This does not invalidate any argument brought up here. Once again: If it
is injective, it must make some streams longer. Whether that is Huffman,
LZ, arithmetic or anything is completely irrelevant for this argument.
It is a completely technology-agnostic argument that is so unbelievably
simple that it is sheer folly to ignore it.

What *is* relevant is that if you have a preprocessor from which you
believe that it creates some biased output you want to compress, then LZ
is not a good algorithm. Hint: It will *not always* create a biased
output if it is reversible. From that follows that if the output is
always biased, it is not reversible. This is also a similarly trivial
homework.

> I know you guys don't like me -- but I was only trying to offer a
> small toy program that maybe someone in an office who makes million
> dollar decisions could say to himself "Hey, I'll send this dude an
> email and see what he has." But you guys make such decisions
> impossible; I can't even give a toy program away. Okay...

Perfect, this will protect at least some people from your "business".
Will you now finally stay away? Thank you.

> But I will sell what I have.

You told for years, yet you didn't.

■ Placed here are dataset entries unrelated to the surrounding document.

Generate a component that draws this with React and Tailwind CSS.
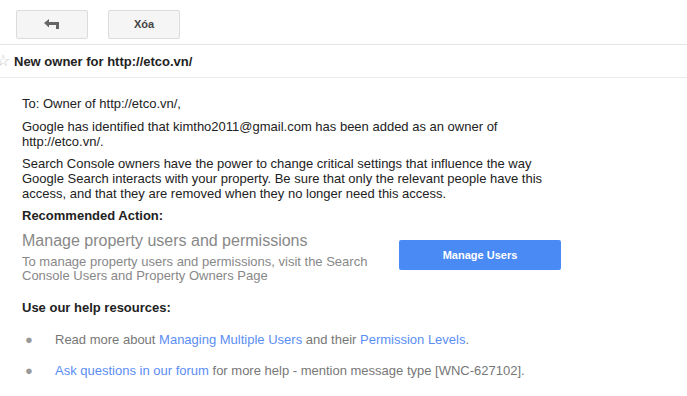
import React from "react";

function Bullet({ children }) {
  return (
    <li className="flex items-start h-[31px]">
      <span className="w-[33px] pl-[3px] text-[#999] text-[13px] leading-[15px]">●</span>
      <span className="text-[#777]">{children}</span>
    </li>
  );
}

export default function App() {
  return (
    <div className="w-[687px] h-[396px] bg-white overflow-hidden text-[13px] leading-[15px] text-[#222] font-['Liberation_Sans',Arial,sans-serif]">
      <div className="flex gap-[20px] pl-[16px] pt-[10px] h-[45px] border-b border-[#e5e5e5]">
        <button className="w-[72px] h-[29px] bg-[#f5f5f5] border border-[#dcdcdc] rounded-[2px] flex items-center justify-center">
          <svg width="16" height="11" viewBox="0 0 16 11">
            <path d="M0 4 L5 0 L5 3 L15 3 L15 10 L12 10 L12 6 L5 6 L5 8.5 Z" fill="#666" />
          </svg>
        </button>
        <button className="w-[72px] h-[29px] bg-[#f5f5f5] border border-[#dcdcdc] rounded-[2px] text-[11px] font-bold text-[#444]">
          Xóa
        </button>
      </div>

      <div className="flex items-center h-[33px] border-b border-[#ebebeb] -ml-[4px]">
        <span className="text-[#c8c8c8] text-[16px] w-[18px] leading-none">☆</span>
        <h1 className="font-bold text-[13px] text-[#222]">New owner for http://etco.vn/</h1>
      </div>

      <div className="pl-[22px] pt-[18px] pr-[60px]">
        <p>To: Owner of http://etco.vn/,</p>
        <p className="mt-[8px] w-[520px]">
          Google has identified that kimtho2011@gmail.com has been added as an owner of http://etco.vn/.
        </p>
        <p className="mt-[7px] w-[540px]">
          Search Console owners have the power to change critical settings that influence the way Google Search interacts with your property. Be sure that only the relevant people have this access, and that they are removed when they no longer need this access.
        </p>
        <p className="font-bold mt-[7px]">Recommended Action:</p>

        <div className="flex items-start mt-[8px]">
          <div className="w-[377px] text-[#888]">
            <div className="text-[16px] leading-[19px]">Manage property users and permissions</div>
            <div className="mt-[5px] leading-[14px] w-[360px]">
              To manage property users and permissions, visit the Search Console Users and Property Owners Page
            </div>
          </div>
          <button className="mt-[9px] w-[162px] h-[30px] bg-[#4a8af4] rounded-[2px] text-white text-[11px] font-bold">
            Manage Users
          </button>
        </div>

        <p className="font-bold mt-[17px]">Use our help resources:</p>

        <ul className="mt-[17px]">
          <Bullet>
            Read more about <a className="text-[#5b8ef4]">Managing Multiple Users</a> and their{" "}
            <a className="text-[#5b8ef4]">Permission Levels</a>.
          </Bullet>
          <Bullet>
            <a className="text-[#5b8ef4]">Ask questions in our forum</a> for more help - mention message type [WNC-627102].
          </Bullet>
        </ul>
      </div>
    </div>
  );
}
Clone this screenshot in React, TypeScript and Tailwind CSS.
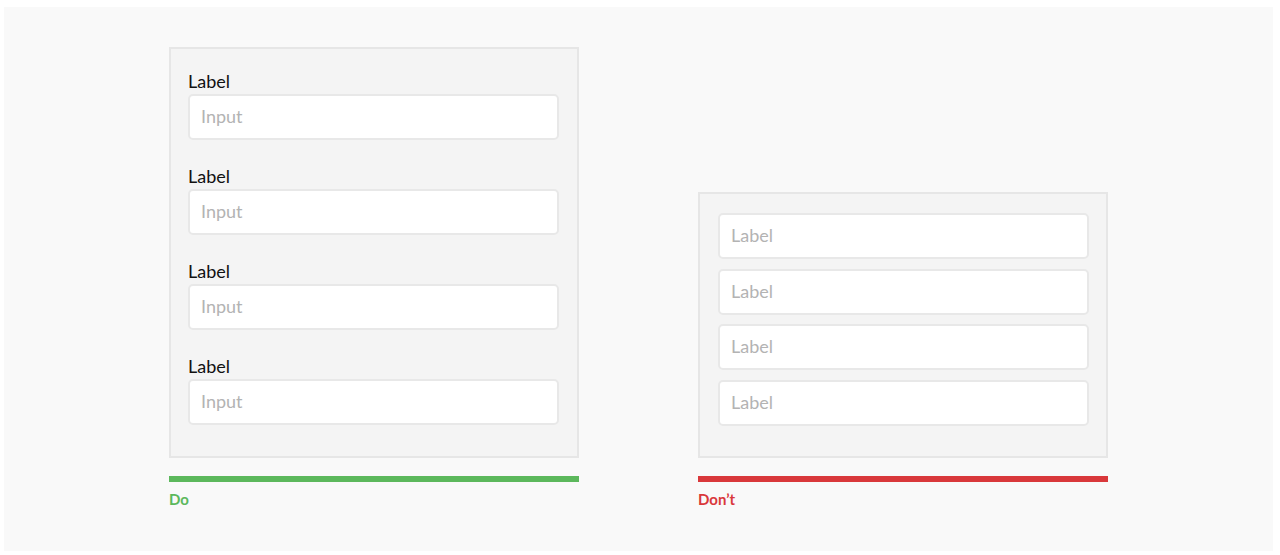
import React from 'react'

const Field = ({ placeholder }: { placeholder: string }) => (
  <div className="h-[46px] w-[371px] rounded-[5px] border-2 border-[#e8e8e8] bg-white pl-[11px] pb-[2px] flex items-center text-[18px] leading-[22px] text-[#b3b3b3]">
    {placeholder}
  </div>
)

export default function App() {
  const rows = [0, 1, 2, 3]

  return (
    <div className="min-h-screen bg-white font-['Lato','Liberation_Sans',sans-serif] antialiased">
      <div className="ml-[4px] pt-[7px] w-[1269px]">
        <div className="h-[544px] bg-[#f9f9f9] flex items-start pl-[165px] pt-[40px]">
          {/* Do */}
          <div className="w-[410px]">
            <div className="h-[411px] border-2 border-[#e6e6e6] bg-[#f4f4f4] pl-[17px] pt-[21px] flex flex-col gap-[25px]">
              {rows.map(i => (
                <div key={i} className="flex flex-col gap-[2px]">
                  <div className="text-[18px] leading-[22px] text-[#111]">Label</div>
                  <Field placeholder="Input" />
                </div>
              ))}
            </div>
            <div className="mt-[18px] h-[6px] bg-[#5cb85c]" />
            <div className="mt-[8px] text-[15px] leading-[18px] font-bold text-[#5cb85c]">Do</div>
          </div>

          {/* Don't */}
          <div className="w-[410px] ml-[119px] mt-[145px]">
            <div className="h-[266px] border-2 border-[#e6e6e6] bg-[#f4f4f4] pl-[18px] pt-[19px] flex flex-col gap-[9.5px]">
              {rows.map(i => (
                <Field key={i} placeholder="Label" />
              ))}
            </div>
            <div className="mt-[18px] h-[6px] bg-[#d9383b]" />
            <div className="mt-[8px] text-[15px] leading-[18px] font-bold text-[#d9383b]">Don’t</div>
          </div>
        </div>
      </div>
    </div>
  )
}
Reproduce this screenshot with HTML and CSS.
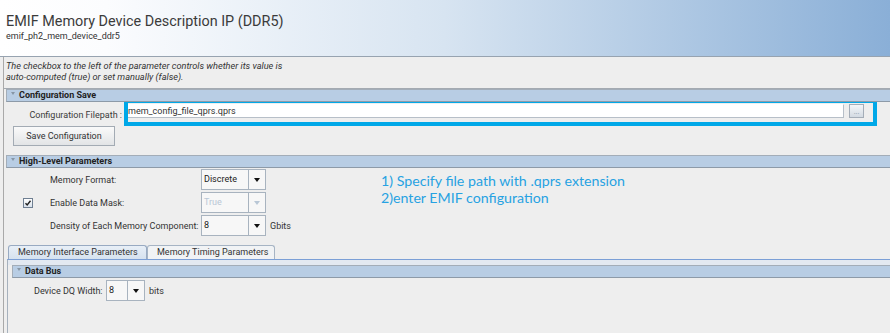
FILE: index.html
```html
<!DOCTYPE html>
<html lang="en">
<head>
    <meta charset="UTF-8">
    <meta name="viewport" content="width=device-width, initial-scale=1.0">
    <title>EMIF Memory Device Description IP (DDR5)</title>
    <link rel="stylesheet" href="styles.css">
</head>
<body>
    <header class="banner">
        <div class="title">EMIF Memory Device Description IP (DDR5)</div>
        <div class="subtitle">emif_ph2_mem_device_ddr5</div>
    </header>

    <div class="panel">
        <div class="note">
            The checkbox to the left of the parameter controls whether its value is<br>
            auto-computed (true) or set manually (false).
        </div>

        <!-- Configuration Save -->
        <div class="group-head"><span class="caret"></span>Configuration Save</div>
        <div class="file-row">
            <span class="file-label">Configuration Filepath :</span>
            <div class="highlight">
                <div class="text-field">mem_config_file_qprs.qprs</div>
                <div class="browse">...</div>
            </div>
        </div>
        <div class="btn-row">
            <button class="save-btn">Save Configuration</button>
        </div>

        <!-- High-Level Parameters -->
        <div class="group-head spaced"><span class="caret"></span>High-Level Parameters</div>
        <div class="params">
            <div class="param-list">
                <div class="param-row">
                    <span class="check-cell"></span>
                    <span class="param-label">Memory Format:</span>
                    <div class="combo wide">
                        <span class="combo-value">Discrete</span>
                        <span class="combo-arrow"><span class="tri"></span></span>
                    </div>
                </div>
                <div class="param-row">
                    <span class="check-cell">
                        <span class="checkbox">
                            <svg width="8" height="8" viewBox="0 0 8 8"><path d="M1.5 4.2 L3.2 6 L6.5 1.8" fill="none" stroke="#222" stroke-width="1.4"/></svg>
                        </span>
                    </span>
                    <span class="param-label">Enable Data Mask:</span>
                    <div class="combo wide disabled">
                        <span class="combo-value">True</span>
                        <span class="combo-arrow"><span class="tri"></span></span>
                    </div>
                </div>
                <div class="param-row">
                    <span class="check-cell"></span>
                    <span class="param-label">Density of Each Memory Component:</span>
                    <div class="combo wide">
                        <span class="combo-value">8</span>
                        <span class="combo-arrow"><span class="tri"></span></span>
                    </div>
                    <span class="unit">Gbits</span>
                </div>
            </div>
            <div class="annotation">
                1) Specify file path with .qprs extension<br>
                2)enter EMIF configuration
            </div>
        </div>

        <!-- Tabs -->
        <div class="tabs">
            <div class="tab active">Memory Interface Parameters</div>
            <div class="tab">Memory Timing Parameters</div>
        </div>
        <div class="tab-body">
            <div class="group-head"><span class="caret"></span>Data Bus</div>
            <div class="dq-row">
                <span class="dq-label">Device DQ Width:</span>
                <div class="combo narrow">
                    <span class="combo-value">8</span>
                    <span class="combo-arrow"><span class="tri"></span></span>
                </div>
                <span class="unit">bits</span>
            </div>
        </div>
    </div>
</body>
</html>
```

FILE: styles.css
```css
body {
    margin: 0;
    padding: 0;
    width: 890px;
    height: 333px;
    overflow: hidden;
    background-color: #eeeeee;
    font-family: Roboto, "Liberation Sans", sans-serif;
    color: #333333;
    white-space: nowrap;
}

/* top banner with the blue fade */
.banner {
    box-sizing: border-box;
    height: 57px;
    padding: 13px 0 0 6px;
    border-bottom: 1px solid #97a3b0;
    background: linear-gradient(to right, #ffffff 0%, #fbfcfe 12%, #d7e4f1 50%, #8aafd7 100%);
}
.title {
    font-size: 14.4px;
    line-height: 17px;
    color: #3b3b3b;
}
.subtitle {
    font-size: 9px;
    line-height: 11px;
    margin-top: 1px;
    color: #333333;
}

.panel {
    margin-left: 3px;
    border-left: 1px solid #a9a9a9;
    height: 276px;
    font-size: 9px;
}

.note {
    box-sizing: border-box;
    height: 32px;
    padding: 3px 0 0 2px;
    font-style: italic;
    font-size: 9.2px;
    line-height: 11px;
    color: #333333;
    border-bottom: 1px solid #a4aab1;
}

/* blue section headers */
.group-head {
    position: relative;
    height: 11px;
    margin-left: 2px;
    padding-left: 12px;
    border: 1px solid #a3adb8;
    border-right: none;
    border-bottom-color: #8d9aa8;
    background-color: #b8cde4;
    font-weight: bold;
    font-size: 9px;
    line-height: 11px;
    color: #222222;
}
.group-head.spaced {
    margin-top: 9px;
}
.caret {
    position: absolute;
    left: 4px;
    top: 2px;
    width: 0;
    height: 0;
    border-left: 2.5px solid transparent;
    border-right: 2.5px solid transparent;
    border-top: 3px solid #8796a6;
}

/* file path row with the highlight box */
.file-row {
    display: flex;
    align-items: flex-start;
    margin-top: -3px;
}
.file-label {
    width: 118px;
    padding-top: 11px;
    padding-right: 2px;
    text-align: right;
    color: #3a3a3a;
}
.highlight {
    display: flex;
    align-items: flex-start;
    gap: 5px;
    width: 745px;
    height: 18px;
    padding: 1px 0 0 0;
    border: 4px solid #00a8e8;
}
.text-field {
    box-sizing: border-box;
    width: 716px;
    height: 14px;
    background-color: #ffffff;
    border: 1px solid #b7bfc8;
    border-left: none;
    border-top-color: #ffffff;
    font-size: 9px;
    line-height: 12px;
    color: #333333;
}
.browse {
    box-sizing: border-box;
    width: 15px;
    height: 14px;
    border: 1px solid #a4adb8;
    background: linear-gradient(#f3f6f9, #d3dae2);
    font-size: 7px;
    line-height: 15px;
    text-align: center;
    color: #8090a0;
}

.btn-row {
    padding-left: 9px;
}
.save-btn {
    box-sizing: border-box;
    width: 102px;
    height: 20px;
    margin: 0;
    border: 1px solid #a3abb4;
    background: linear-gradient(#fafafa, #e2e4e6);
    font-family: Roboto, "Liberation Sans", sans-serif;
    font-size: 9px;
    color: #333333;
}

/* parameter rows */
.params {
    display: flex;
}
.param-list {
    width: 377px;
    padding-top: 1px;
    display: flex;
    flex-direction: column;
    gap: 2px;
}
.param-row {
    display: flex;
    align-items: center;
    height: 21px;
}
.check-cell {
    box-sizing: border-box;
    width: 46px;
    display: flex;
    padding-left: 19px;
}
.checkbox {
    box-sizing: border-box;
    width: 10px;
    height: 10px;
    border: 1px solid #6f7f92;
    background: linear-gradient(#ffffff, #d9e2ec);
    display: flex;
    align-items: center;
    justify-content: center;
}
.param-label {
    width: 151px;
    color: #333333;
}
.combo {
    box-sizing: border-box;
    display: flex;
    height: 21px;
    border: 1px solid #a8b3bf;
    background-color: #f7f7f7;
}
.combo.wide {
    width: 65px;
}
.combo.narrow {
    width: 39px;
}
.combo-value {
    flex: 1;
    padding: 4px 0 0 2px;
    font-size: 9px;
    color: #222222;
    border-right: 1px solid #a8b3bf;
}
.combo-arrow {
    width: 16px;
    display: flex;
    align-items: center;
    justify-content: center;
}
.tri {
    width: 0;
    height: 0;
    border-left: 3.5px solid transparent;
    border-right: 3.5px solid transparent;
    border-top: 4px solid #111111;
}
.combo.disabled .combo-value {
    color: #b9c7d6;
}
.combo.disabled .tri {
    border-top-color: #b9c7d6;
}
.unit {
    margin-left: 4px;
    color: #333333;
}

.annotation {
    padding-top: 4px;
    font-family: Lato, "Liberation Sans", sans-serif;
    font-size: 14.2px;
    line-height: 17px;
    color: #27a2e2;
}

/* tabs */
.tabs {
    display: flex;
    margin-top: 9px;
    margin-left: 4px;
    height: 14px;
}
.tab {
    box-sizing: border-box;
    height: 14px;
    padding: 0 9px;
    border: 1px solid #a6b4c4;
    border-bottom: none;
    border-radius: 3px 3px 0 0;
    background: #f1f3f5;
    font-size: 9px;
    line-height: 13px;
    color: #333333;
}
.tab.active {
    width: 139px;
    background: linear-gradient(#e8eff7, #d6e2ef);
    border-color: #98aac2;
}
.tab:not(.active) {
    width: 128px;
}
.tab-body {
    margin-left: 3px;
    border-left: 1px solid #a6b1bd;
    border-top: 1px solid #7b9fd6;
    padding-top: 5px;
    padding-left: 2px;
    background: linear-gradient(#e3e9f1 0px, #e3e9f1 5px, #eeeeee 5px);
    height: 70px;
}
.dq-row {
    display: flex;
    align-items: center;
    height: 21px;
    margin-top: 2px;
    padding-left: 24px;
}
.dq-label {
    width: 72px;
}
```
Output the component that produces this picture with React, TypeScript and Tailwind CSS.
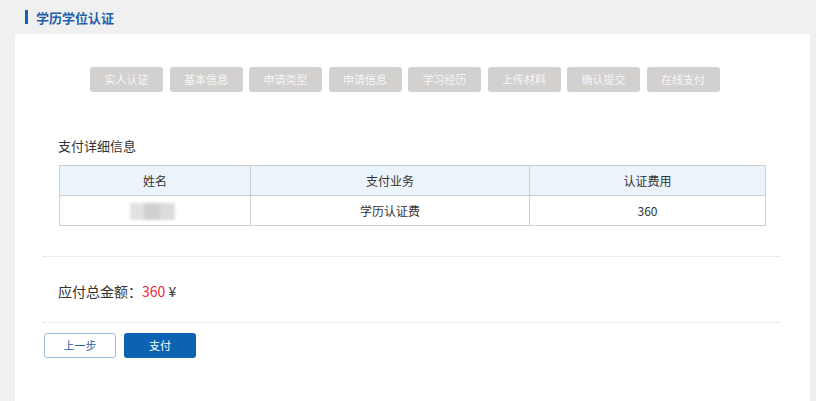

And anyone reading here would at
least be warned.

> And just as I've said, because the
> countries you live in allow you to interfere in commerce without
> sanction, I won't be making deals where you live.

Even better, one fraudster less. Hint: Yes, public authorities do have,
in all countries I'm aware of, the right to interfere with commerce that
is provably a fraud. And trying to sell something that is provably
non-existing *is* called fraud, in all countries I'm aware of.

> I can't do anything
> about you, but I can make certain you don't benefit from my work.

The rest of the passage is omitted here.